También es cierto que en 1981, ya en democracia, se produce la reorganización del sistema mediante el Real Decreto 1612/1981, que crea los colegios territoriales y el Consejo General, eliminando cualquier referencia al sindicalismo franquista. Esto no fue un “lavado de cara” irregular, sino la adaptación general de todas las corporaciones profesionales al nuevo marco constitucional, en aplicación del artículo 36 de la Constitución, que reconoce expresamente los colegios profesionales como corporaciones de derecho público, con estructura democrática y sometidas a la ley.
Hasta aquí, los hechos históricos están bien descritos.
Donde el texto empieza a fallar es en las conclusiones jurídicas.
No es correcto afirmar que los Colegios de Administradores de Fincas no sean colegios profesionales “como los demás”. Jurídicamente lo son. Tienen la misma naturaleza que el colegio de abogados o el de arquitectos: corporaciones de derecho público, con potestad disciplinaria sobre sus colegiados, reconocidas por norma con rango reglamentario estatal y autonómico, y sujetas al control jurisdiccional. No son asociaciones privadas ni sindicatos empresariales, aunque obviamente representen intereses profesionales de sus miembros, como cualquier colegio.
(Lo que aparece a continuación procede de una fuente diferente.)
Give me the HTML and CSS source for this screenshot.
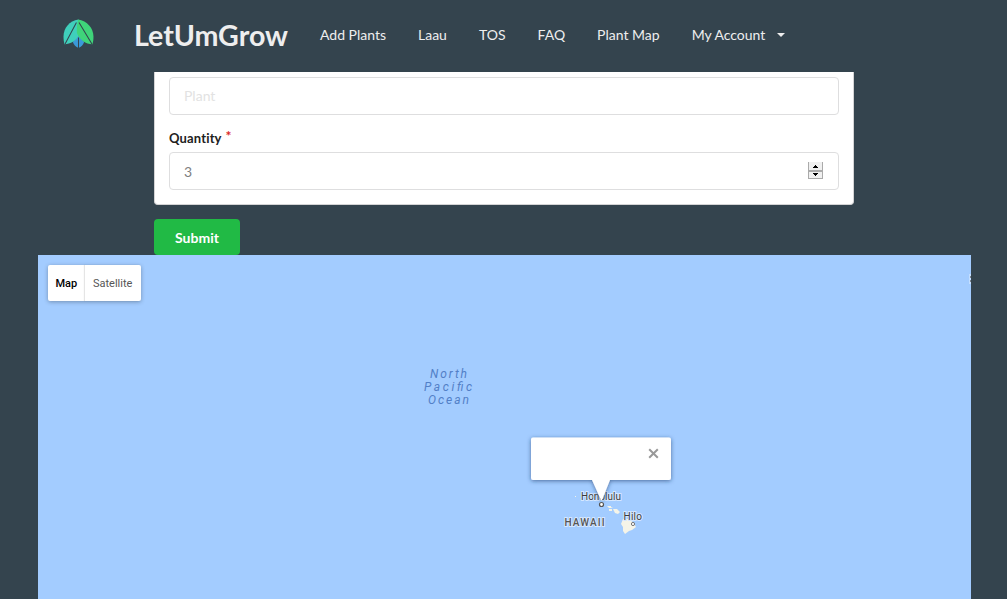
FILE: index.html
```html
<!DOCTYPE html>
<html lang="en">
<head>
<meta charset="utf-8">
<title>LetUmGrow</title>
<link rel="stylesheet" href="styles.css">
</head>
<body>
<header class="navbar">
  <svg class="logo" width="31" height="30" viewBox="0 0 30 30" preserveAspectRatio="none">
    <path fill="#3b99d8" d="M15 16 9.500 23c1 3 3 5 5.500 6 2.500-1 4.500-3 5.500-6z"/>
    <path fill="#3fcfbb" d="M15 .5C6 2 .5 9 .5 17.500c0 3 .3 5.500 1 7.800C7 25 13 22 16 15z"/>
    <path fill="#3fd47a" d="M14.500.5C23.500 2 29.500 9 29.500 17.500c0 3-.3 5.500-1 7.800C22 25 16 21 13.500 14c-.5-5 .5-9 1-13.500z"/>
    <path fill="none" stroke="#34444e" stroke-width="1" d="M13 3.500 2 25M15.500 3.500 28 25M15 18.500V29"/>
  </svg>
  <h1 class="brand">LetUmGrow</h1>
  <nav class="links">
    <a>Add Plants</a>
    <a>Laau</a>
    <a>TOS</a>
    <a>FAQ</a>
    <a>Plant Map</a>
    <a class="account">My Account <span class="caret"></span></a>
  </nav>
</header>
<main>
  <form class="form">
    <div class="segment">
      <div class="field placeholder">Plant</div>
      <div class="label">Quantity <span class="star">*</span></div>
      <div class="field quantity"><span>3</span>
        <svg class="spinner" width="15" height="17" viewBox="0 0 15 17" shape-rendering="crispEdges">
          <path fill="#f0f0f0" d="M0 0h15v17H0z"/>
          <path fill="#aaa" d="M0 0h1v17H0zM14 0h1v17h-1zM0 8h15v2H0zM0 16h15v1H0z"/>
          <path fill="#000" d="M7 3h1v1H7zM6 4h3v1H6zM5 5h5v1H5zM5 11h5v1H5zM6 12h3v1H6zM7 13h1v1H7z"/>
        </svg>
      </div>
    </div>
    <button class="submit" type="button">Submit</button>
  </form>
  <section class="map">
    <svg class="canvas" width="933" height="344" viewBox="0 0 933 344">
      <defs>
        <filter id="shade" x="-10%" y="-20%" width="120%" height="150%">
          <feDropShadow dx="0" dy="1" stdDeviation="2" flood-color="#1c3a6b" flood-opacity=".65"/>
        </filter>
      </defs>
      <g class="ocean">
        <text x="392" y="123" textLength="37">North</text>
        <text x="386" y="136" textLength="48">Pacific</text>
        <text x="390" y="149" textLength="41">Ocean</text>
      </g>
      <g fill="#f5f4e8">
        <path d="M569 251h4v1l2 1h-4zM571 254h3v2h-3zM575 254l4 0 3 3-2 2-3-1z"/>
        <path d="m585 264 5 0 5 3 3 5-4 3-3 1-4 3-2-3v-4l-2-3z"/>
        <path d="M537 241h1v1h-1z"/>
      </g>
      <g class="city">
        <text x="543" y="244.500" textLength="40">Honolulu</text>
        <text x="585.500" y="265" textLength="18.500">Hilo</text>
        <text class="state" x="526.500" y="270.500" textLength="40">HAWAII</text>
      </g>
      <g filter="url(#shade)">
        <path fill="#fff" d="M495 182.500h136q2 0 2 2v38.500q0 2-2 2h-59l-8 20h-1l-9-20h-59q-2 0-2-2v-38.500q0-2 2-2z"/>
      </g>
      <circle cx="563.500" cy="249.500" r="2" fill="#fff" stroke="#555" stroke-width="1.200"/>
      <circle cx="595" cy="269" r="1.600" fill="#fff" stroke="#777"/>
      <path fill="none" stroke="#999" stroke-width="2" d="m611.200 194.200 8.600 8.600m0-8.600-8.600 8.600"/>
      <path fill="#fff" d="M931 19h2v10h-2z" opacity=".35"/>
      <path fill="#7c858e" d="M932 21h1v2h-1zM932 25h1v2h-1z"/>
    </svg>
    <div class="types"><span class="active">Map</span><span class="satellite">Satellite</span></div>
  </section>
</main>
</body>
</html>
```
FILE: styles.css
```css
* { box-sizing: border-box; }
body {
  margin: 0;
  height: 599px;
  overflow: hidden;
  background: #34444e;
  font-family: Lato, sans-serif;
  font-size: 14px;
}
.navbar {
  display: flex;
  align-items: center;
  height: 72px;
  padding-left: 63px;
}
.logo { margin-top: -4px; flex: none; }
.brand {
  margin: -2px 0 0 40px;
  width: 154px;
  color: #eee;
  font-size: 28.600px;
  line-height: 36px;
  font-weight: 700;
  white-space: nowrap;
}
.links {
  display: flex;
  gap: 32px;
  margin: -4px 0 0 32px;
  color: #eee;
  font-size: 14px;
  white-space: nowrap;
}
.account { display: flex; align-items: center; }
.caret {
  margin: 2px 0 0 12px;
  border: 4px solid transparent;
  border-top: 4px solid #eee;
  border-bottom: 0;
}
.form { width: 700px; margin-left: 154px; }
.segment {
  height: 133px;
  padding: 5px 14px 0;
  background: #fff;
  border: 1px solid #d4d4d5;
  border-top: 0;
  border-radius: 0 0 4px 4px;
}
.field {
  display: flex;
  align-items: center;
  justify-content: space-between;
  height: 38px;
  padding: 0 14px 2px;
  border: 1px solid #dededf;
  border-radius: 4px;
}
.placeholder { color: #e2e2e2; }
.quantity { padding-right: 15px; color: #808080; }
.quantity span { padding-top: 2px; }
.label {
  height: 37px;
  padding-top: 13px;
  color: #212121;
  font-size: 13px;
  letter-spacing: .15px;
  line-height: 20px;
  font-weight: 700;
}
.star {
  margin-left: 1px;
  color: #db2828;
  font-size: 14px;
  line-height: 1;
  position: relative;
  top: -2px;
}
.submit {
  display: block;
  width: 86px;
  height: 36px;
  margin-top: 14px;
  padding: 0;
  border: 0;
  border-radius: 4px;
  background: #21ba45;
  color: #fff;
  font: 700 14px Lato, sans-serif;
}
.map {
  position: relative;
  width: 933px;
  height: 344px;
  margin-left: 38px;
  background: #a3ccff;
  font-family: Roboto, sans-serif;
}
.canvas { display: block; }
.ocean { fill: #527fc7; font-size: 12px; font-style: italic; }
.city {
  fill: #3c3c3c;
  stroke: #d5e7ff;
  stroke-width: 2px;
  paint-order: stroke;
  font-size: 10px;
}
.state { fill: #555; font-weight: 500; }
.types {
  position: absolute;
  left: 10px;
  top: 10px;
  display: flex;
  height: 36px;
  border-radius: 2px;
  background: #fff;
  box-shadow: 0 1px 4px rgba(0, 0, 0, .3);
  font-size: 11px;
  line-height: 37px;
}
.active { width: 37px; padding-left: 7.500px; font-weight: 500; color: #000; }
.satellite { width: 56px; padding-left: 8px; color: #565656; box-shadow: -1px 0 1px rgba(0, 0, 0, .1); }
```
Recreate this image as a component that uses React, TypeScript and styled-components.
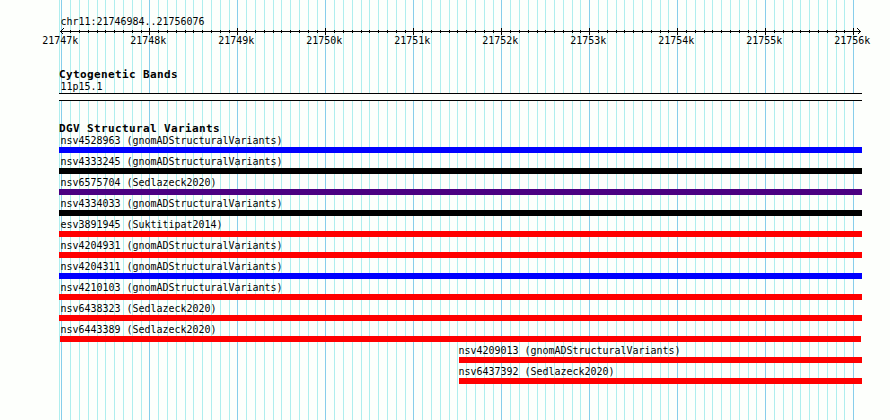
import styled, { createGlobalStyle } from "styled-components";

const PLOT_START = 59;
const PLOT_END = 862;
const PX_PER_TICK = 8.7989;

const GlobalStyle = createGlobalStyle`
  body {
    margin: 0;
    background: #fdfffc;
    overflow: hidden;
  }
`;

const Browser = styled.main`
  position: relative;
  width: 890px;
  height: 420px;
  overflow: hidden;
  box-sizing: border-box;
  padding-top: 15px;
  background: #fdfffc;
  color: #000;
  font-family: "DejaVu Sans Mono", "Liberation Mono", monospace;
`;

const Grid = styled.svg`
  position: absolute;
  inset: 0;
`;

const Content = styled.div`
  position: relative;
  width: ${PLOT_END - PLOT_START}px;
  margin-left: ${PLOT_START}px;
`;

const Label = styled.svg`
  display: block;
  height: 12px;
  overflow: visible;
  font-size: 10.5px;
  white-space: pre;
`;

const Heading = styled.h2`
  height: 13px;
  margin: 0;
  font-size: 11px;
  line-height: 15px;
  font-weight: bold;
  letter-spacing: 0.38px;
  white-space: pre;
`;

const Ruler = styled.svg`
  display: block;
  margin-top: 1px;
  overflow: visible;
`;

const TickLabels = styled.div`
  display: grid;
  grid-template-columns: repeat(10, 88px);
  margin-top: -1px;
  margin-left: -17px;
`;

const Bands = styled.section`
  margin-top: 21px;
`;

const Band = styled.div`
  height: 6px;
  margin-top: 1px;
  border: solid #000;
  border-width: 1px 0;
  background: #fdfffc;
`;

const Variants = styled.section`
  margin-top: 20px;
`;

const Variant = styled.div<{ $start: number; $end: number }>`
  height: 21px;
  margin-left: ${({ $start }) => $start - PLOT_START}px;
  width: ${({ $start, $end }) => $end - $start}px;
`;

const Bar = styled.div<{ $color: string }>`
  height: 6px;
  margin-top: 1px;
  background: ${({ $color }) => $color};
`;

const ticks = Array.from({ length: 91 }, (_, i) => ({
  x: Math.floor(61.86 + i * PX_PER_TICK),
  major: i % 10 === 0,
}));

const variants = [
  { name: "nsv4528963 (gnomADStructuralVariants)", color: "#0000ff" },
  { name: "nsv4333245 (gnomADStructuralVariants)", color: "#000000" },
  { name: "nsv6575704 (Sedlazeck2020)", color: "#4b0082" },
  { name: "nsv4334033 (gnomADStructuralVariants)", color: "#000000" },
  { name: "esv3891945 (Suktitipat2014)", color: "#ff0000" },
  { name: "nsv4204931 (gnomADStructuralVariants)", color: "#ff0000" },
  { name: "nsv4204311 (gnomADStructuralVariants)", color: "#0000ff" },
  { name: "nsv4210103 (gnomADStructuralVariants)", color: "#ff0000" },
  { name: "nsv6438323 (Sedlazeck2020)", color: "#ff0000" },
  { name: "nsv6443389 (Sedlazeck2020)", color: "#ff0000", start: 60, end: 861, indent: 0.4 },
  { name: "nsv4209013 (gnomADStructuralVariants)", color: "#ff0000", start: 459, indent: -0.6 },
  { name: "nsv6437392 (Sedlazeck2020)", color: "#ff0000", start: 459, indent: -0.6 },
];

function TrackLabel({ text, indent = 1.4 }: { text: string; indent?: number }) {
  const width = text.length * 6;

  return (
    <Label width={width}>
      <text x={indent} y={10} textLength={width} lengthAdjust="spacingAndGlyphs">
        {text}
      </text>
    </Label>
  );
}

export default function App() {
  return (
    <Browser>
      <GlobalStyle />
      <Grid width={890} height={420} shapeRendering="crispEdges">
        <rect x={59} width={1} height={420} fill="#afeeee" />
        {ticks.map(({ x, major }) => (
          <rect key={x} x={x} width={1} height={420} fill={major ? "#87ceeb" : "#afeeee"} />
        ))}
      </Grid>
      <Content>
        <TrackLabel text="chr11:21746984..21756076" />
        <Ruler width={803} height={7} shapeRendering="crispEdges">
          <rect x={1} y={3} width={801} height={1} />
          {ticks.slice(1).map(({ x, major }) => (
            <rect
              key={x}
              x={x - PLOT_START}
              y={major ? 0 : 2}
              width={1}
              height={major ? 7 : 3}
            />
          ))}
          <path d="M4.5 .5 1.5 3.5 4.5 6.5M798.5 .5 801.5 3.5 798.5 6.5" fill="none" stroke="#000" />
        </Ruler>
        <TickLabels>
          {Array.from({ length: 10 }, (_, i) => (
            <TrackLabel key={i} text={`${21747 + i}k`} indent={0.2} />
          ))}
        </TickLabels>
        <Bands>
          <Heading>Cytogenetic Bands</Heading>
          <TrackLabel text="11p15.1" />
          <Band />
        </Bands>
        <Variants>
          <Heading>DGV Structural Variants</Heading>
          {variants.map(({ name, color, start = PLOT_START, end = PLOT_END, indent }) => (
            <Variant key={name} $start={start} $end={end}>
              <TrackLabel text={name} indent={indent} />
              <Bar $color={color} />
            </Variant>
          ))}
        </Variants>
      </Content>
    </Browser>
  );
}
Tampoco es cierto que “no exista control” o que su única función sea proteger al administrador frente al cliente. El control existe, pero es interno y deontológico, no de defensa del consumidor. El colegio puede sancionar a un administrador colegiado por infracciones estatutarias o deontológicas, incluso con suspensión o expulsión, pero no sustituye a un juzgado ni a una autoridad administrativa de consumo. Esto es exactamente igual en el Colegio de Abogados: una queja no garantiza que el cliente “gane”, solo que se valore si hubo infracción profesional.
Respecto a la titulación, aquí hay otro punto que suele manipularse. Es cierto que históricamente no se exigía una titulación universitaria concreta, pero hoy el acceso está regulado y exige formación específica y titulación previa, conforme a los estatutos generales y autonómicos, además de seguro de responsabilidad civil. Que no sea una profesión “reservada” en sentido estricto no la convierte en irregular ni en empresarial sin más.
En cuanto a la afirmación de que reclamar ante el colegio “no tiene sentido”, mi opinión es más matizada. No sirve para resolver conflictos económicos ni para forzar indemnizaciones. Para eso están los tribunales, el arbitraje o, en su caso, consumo. Pero sí tiene sentido cuando lo que se denuncia es una mala praxis profesional clara: falta de rendición de cuentas, apropiación indebida, incumplimiento grave de deberes, falsedad documental, etc. En esos casos, una sanción colegial puede ser relevante, aunque no sea inmediata ni especialmente satisfactoria para el propietario.
Y sobre si tener un administrador colegiado es o no garantía, tampoco es blanco o negro. No es una garantía absoluta, pero sí añade un plus mínimo de control: seguro obligatorio, sometimiento a estatutos, posibilidad de sanción y expulsión. Decir que “es todo lo contrario” no es exacto. El problema real es que muchos propietarios creen que el colegio actúa como un defensor del consumidor, y eso nunca ha sido su función legal.
En definitiva, el texto acierta al recordar el origen histórico y al advertir que el colegio no está para defender al propietario. Se equivoca al negar su condición de colegio profesional, al presentarlo como un simple lobby empresarial y al generar la idea de que carece de toda utilidad o control jurídico.
Si lo que subyace a su interés es un conflicto concreto con un administrador —por ejemplo, una reclamación económica, una gestión irregular o una negativa a entregar documentación— convendría saber qué ocurrió exactamente. Ahí sí se puede valorar con rigor qué vía tiene sentido y cuál no, y qué respaldo legal existe para actuar.